Each of the translators has also added an afterword. Richard Askay addresses the connection between Heidegger’s philosophy and psychology by way of a helpful historical review. Askay shows that Heidegger was not adverse to the possibilities of a psychoanalytic appropriation of his existential analysis, as can be gathered from his criticisms of Ludwig Binswanger (largely for failing to appreciate the difference between ontic and ontological levels of analysis) and his support for Boss’ form of Daseinsanalysis. Askay also succinctly reviews Heidegger’s dual reaction to Freudian psychoanalysis, though it is clear that Heidegger’s discomfiture with the scientism of Freud’s “metapsychology” far outweighs a “more conciliatory” attitude – at least according to Boss – towards Freud’s liberating, “therapeutic techniques.” Franz Mayr’s afterword is erudite, highly condensed, and, at times, speculative to a fault. In fewer than seventeen pages he attempts to (a) chart major differences between German and English as sources of different worldviews, (b) trace Heidegger’s philosophy of language throughout his writings (in its opposition to both representational and expressive theories of language), and (c) review Heidegger’s thoughts on translation. As for the differences between German and English, the author provides interesting material for further discussion and debate. But his contrast of the two languages strikes me as particularly forced, especially when he maintains, for example, that German is “more holistic, historically oriented” than English, that “for the English speaker, language is predominantly an instrument…” and that “the English language has an atomistic view of being, which tends to reduce being to discrete entities and objects.” In protest, I am tempted to cite the names of such English speakers as Shakespeare, Wordsworth, or Dylan Thomas – not to mention such historians as Hume and Gibbon or the sometimes dominant Platonist and idealist traditions within British thought (represented by the likes of Shaftesbury and Berkeley, Cudworth and More, Bradley and Whitehead).

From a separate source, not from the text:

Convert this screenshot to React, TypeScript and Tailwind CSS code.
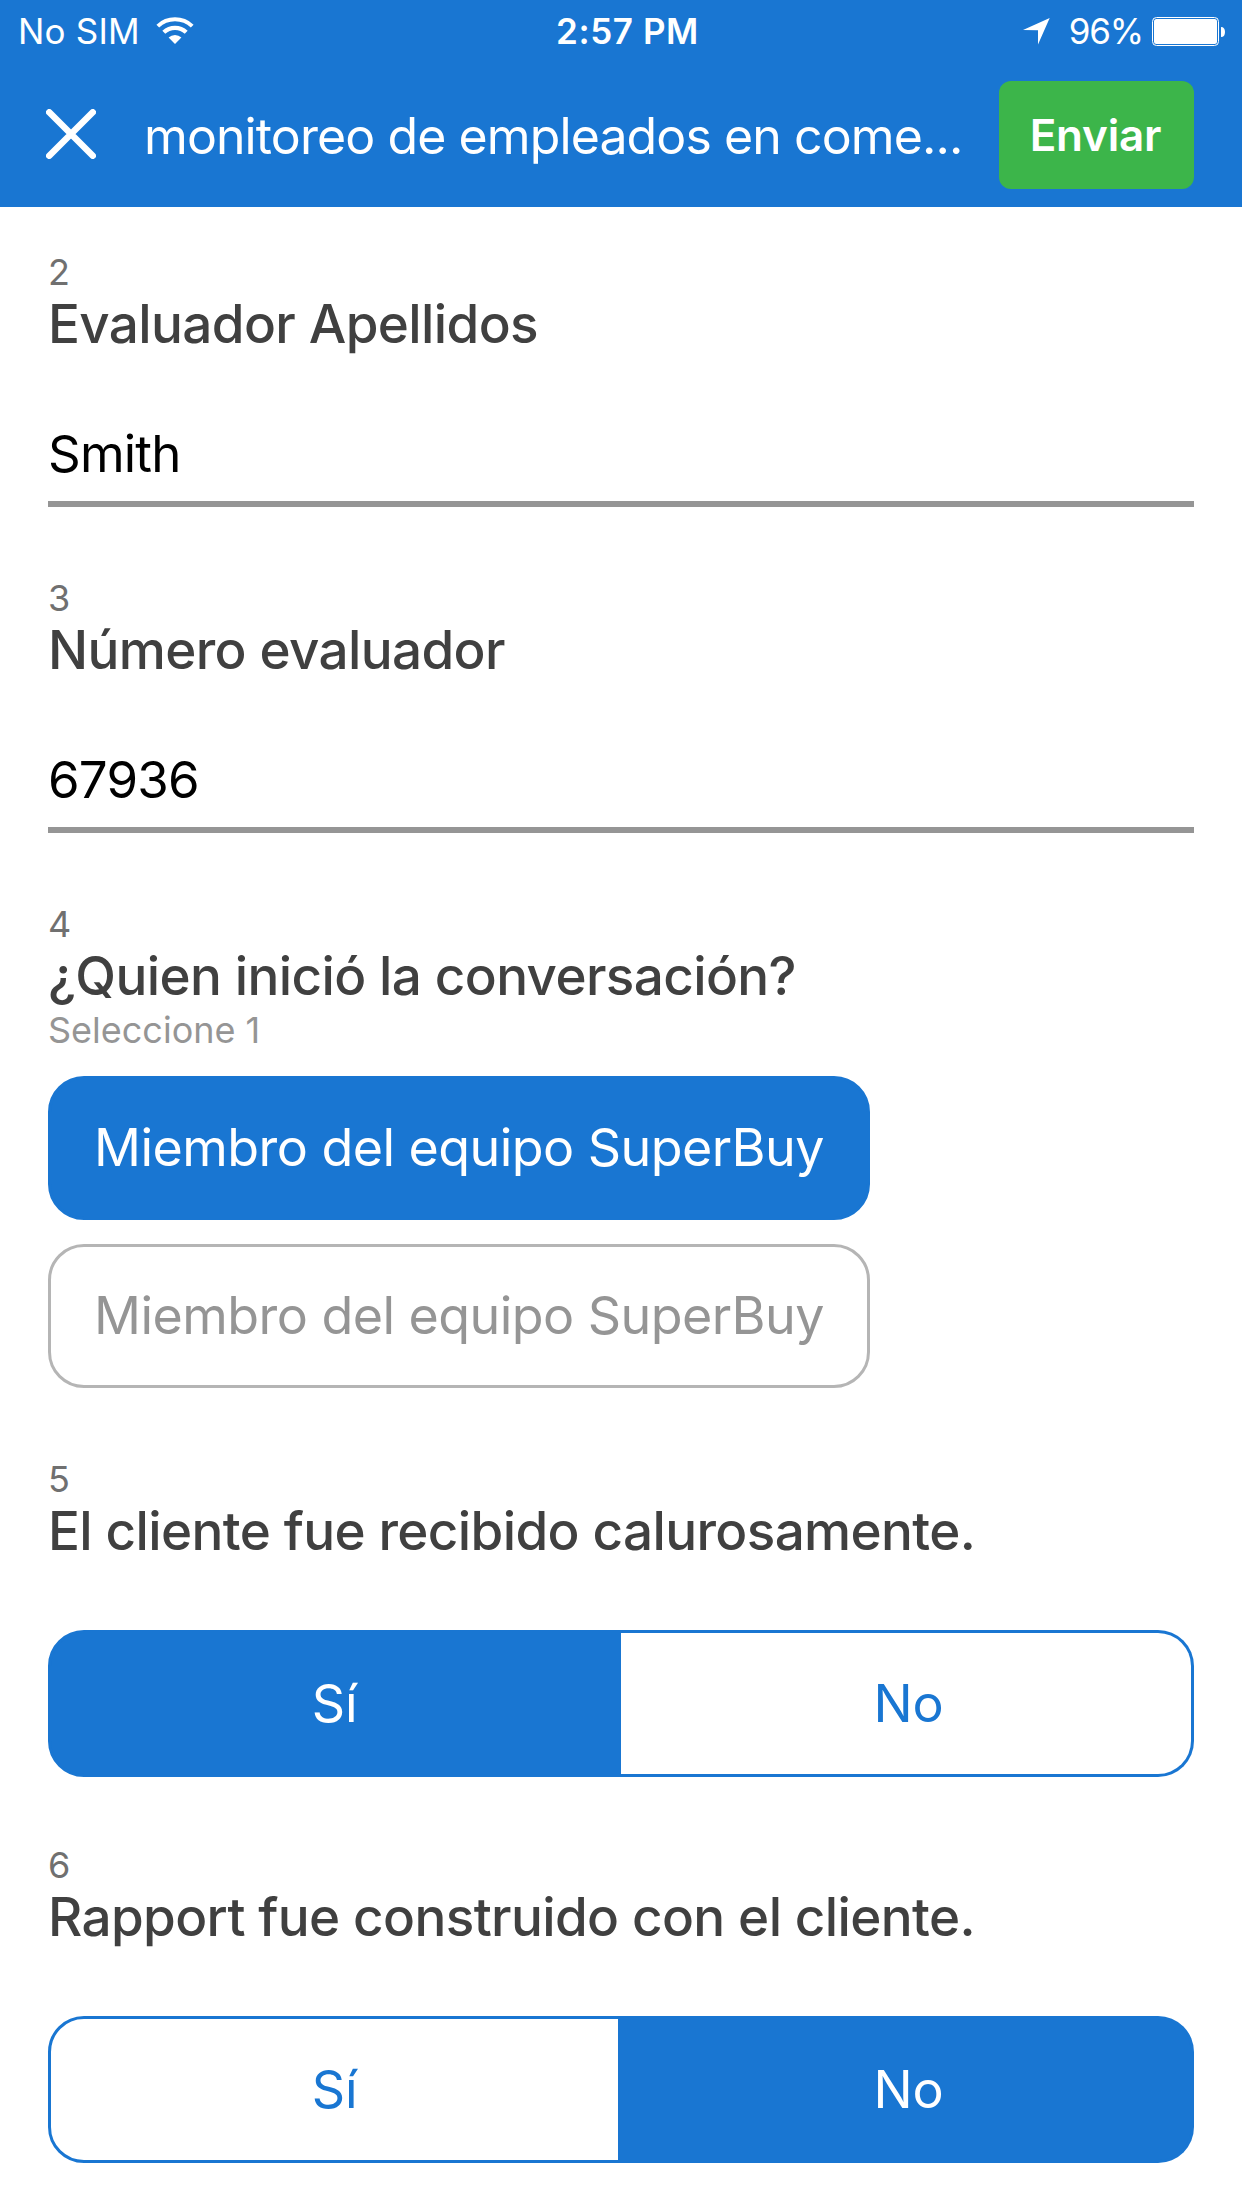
import { useState } from 'react'
import type { ReactNode } from 'react'

function WifiIcon() {
  return (
    <svg width="38" height="28" viewBox="0 0 38 28" fill="none" stroke="white" strokeWidth="4">
      <path d="M1.8 9.1A25.2 25.2 0 0 1 36.2 9.1" />
      <path d="M7.8 15.3A16.2 16.2 0 0 1 30.2 15.3" strokeWidth="4.2" />
      <path d="M19 27L12.6 20.6A9.2 9.2 0 0 1 25.4 20.6Z" fill="white" stroke="none" />
    </svg>
  )
}

function LocationIcon() {
  return (
    <svg width="27" height="27" viewBox="0 0 27 27" fill="white">
      <path d="M0 12L26.7 0L15 26.5V12.3Z" />
    </svg>
  )
}

function BatteryIcon() {
  return (
    <svg width="73" height="29" viewBox="0 0 73 29" fill="white">
      <rect x="0.5" y="0.5" width="66" height="28" rx="4" fill="none" stroke="white" />
      <rect x="2" y="2" width="63" height="25" rx="2.5" />
      <path d="M69 10C71.8 10 73 12 73 15C73 18 71.8 20 69 20Z" />
    </svg>
  )
}

function CloseIcon() {
  return (
    <svg width="50" height="50" viewBox="0 0 50 50" stroke="white" strokeWidth="6.5" strokeLinecap="round">
      <path d="M3.25 3.25L46.75 46.75M46.75 3.25L3.25 46.75" />
    </svg>
  )
}

function StatusBar() {
  return (
    <div className="grid h-[60px] grid-cols-3 items-center pt-0.5 pr-[17px] pl-[18px] text-[35px] leading-none text-white">
      <div className="flex items-center">
        <span className="w-[138px] tracking-[0.2px]">No SIM</span>
        <WifiIcon />
      </div>
      <span className="pl-3 text-center font-semibold tracking-[0.6px]">2:57 PM</span>
      <div className="flex items-center justify-end">
        <LocationIcon />
        <span className="mr-[9px] ml-[19px] tracking-[-1.2px]">96%</span>
        <BatteryIcon />
      </div>
    </div>
  )
}

function Question({
  number,
  title,
  hint,
  children,
}: {
  number: number
  title: string
  hint?: string
  children: ReactNode
}) {
  return (
    <section>
      <p className="text-[36px] leading-[42px] text-[#707070]">{number}</p>
      <h2 className="text-[53px] leading-[62px] font-medium tracking-[-0.62px] text-[#404040]">{title}</h2>
      {hint && <p className="mt-0.5 text-[36px] leading-[42px] text-[#959595]">{hint}</p>}
      {children}
    </section>
  )
}

function TextField({ value }: { value: string }) {
  return (
    <div className="mt-[68px] h-[84px] border-b-6 border-[#959595] text-[51px] leading-[62px] tracking-[-0.8px] text-black">
      {value}
    </div>
  )
}

function ChoiceList({ options }: { options: string[] }) {
  const [selected, setSelected] = useState(0)

  return (
    <div className="mt-[25px] flex w-[822px] flex-col gap-6">
      {options.map((option, i) => (
        <button
          key={i}
          type="button"
          onClick={() => setSelected(i)}
          className={`h-36 rounded-[36px] border-3 text-[52px] leading-none tracking-[-0.56px] whitespace-nowrap ${
            selected === i ? 'border-[#1976d2] bg-[#1976d2] text-white' : 'border-[#b5b5b5] bg-white text-[#959595]'
          }`}
        >
          {option}
        </button>
      ))}
    </div>
  )
}

function YesNo({ initial }: { initial: 'Sí' | 'No' }) {
  const [answer, setAnswer] = useState(initial)

  return (
    <div className="mt-[68px] grid h-[147px] grid-cols-2">
      {(['Sí', 'No'] as const).map((label) => (
        <button
          key={label}
          type="button"
          onClick={() => setAnswer(label)}
          className={`border-3 border-[#1976d2] text-[52px] leading-none tracking-[-0.3px] first:rounded-l-[36px] last:rounded-r-[36px] last:border-l-0 last:pl-[5px] ${
            answer === label ? 'bg-[#1976d2] text-white' : 'bg-white text-[#1976d2]'
          }`}
        >
          {label}
        </button>
      ))}
    </div>
  )
}

function App() {
  return (
    <div className="h-[2208px] w-[1242px] overflow-hidden bg-white font-['Inter',sans-serif]">
      <header className="h-[207px] bg-[#1976d2]">
        <StatusBar />
        <div className="flex items-center pt-[21px] pr-12 pl-[46px] text-white">
          <button type="button" aria-label="Cerrar" className="mb-0.5">
            <CloseIcon />
          </button>
          <h1 className="mt-0.5 ml-[48px] min-w-0 flex-1 text-[50px] leading-[60px] tracking-[-0.9px] whitespace-nowrap">
            monitoreo de empleados en come...
          </h1>
          <button
            type="button"
            className="h-[108px] w-[195px] shrink-0 rounded-xl bg-[#3cb54a] pr-0.5 text-[44px] leading-none font-semibold tracking-[-0.2px]"
          >
            Enviar
          </button>
        </div>
      </header>

      <main className="flex flex-col gap-[70px] px-12 pt-11">
        <Question number={2} title="Evaluador Apellidos">
          <TextField value="Smith" />
        </Question>
        <Question number={3} title="Número evaluador">
          <TextField value="67936" />
        </Question>
        <Question number={4} title="¿Quien inició la conversación?" hint="Seleccione 1">
          <ChoiceList options={['Miembro del equipo SuperBuy', 'Miembro del equipo SuperBuy']} />
        </Question>
        <div className="flex flex-col gap-[67px]">
          <Question number={5} title="El cliente fue recibido calurosamente.">
            <YesNo initial="Sí" />
          </Question>
          <Question number={6} title="Rapport fue construido con el cliente.">
            <YesNo initial="No" />
          </Question>
        </div>
      </main>
    </div>
  )
}

export default App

In general, the translation is quite good. For the most part, Heidegger’s formulations are rendered into easily readable and highly accessible prose without losing the exacting standards of the philosopher for whom language is “the house of being.” For example, Heidegger’s distinctive use of Vernehmen is aptly captured by the translation “receiving-perceiving”; Körper as “corporeal thing” (in contrast to Leib as “body”); Leiben as “bodying forth.” In addition, the translators frequently and helpfully cite the German word immediately following the translation. It is also quite advantageous to have the German pagination indicated in the margins of the text. In short, the translation is well done and can be recommended to students whose comprehension of German is insufficient. However, there is need for vigilance, as in any translation. For instance, on p. 74 of the translation, the authors translate “Die Offenständigkeit des Menschen für das Seiende” as “the human being’s being-open to being.” Though the translators otherwise translate ’Seiende’ in this context as ’beings,’ in the cited line they misleadingly translate it as ’being.’ This sort of miscue is important, given Heidegger’s insistence on the difference between Sein and Seiendes. Also worthy of mention in passing is the regrettable lack of accents for Greek words and some proofreading miscues (see pp. 43n and 157n and the lack of an indication of the end of the quotation from Dr. Hegglin, which occurs on p. 102 of the German original). But these and other misgivings mentioned earlier aside, the translators deserve a great deal of credit. Their estimable translation of the important Zollikon Seminars is a valuable and most welcome contribution to the study of Heidegger in English.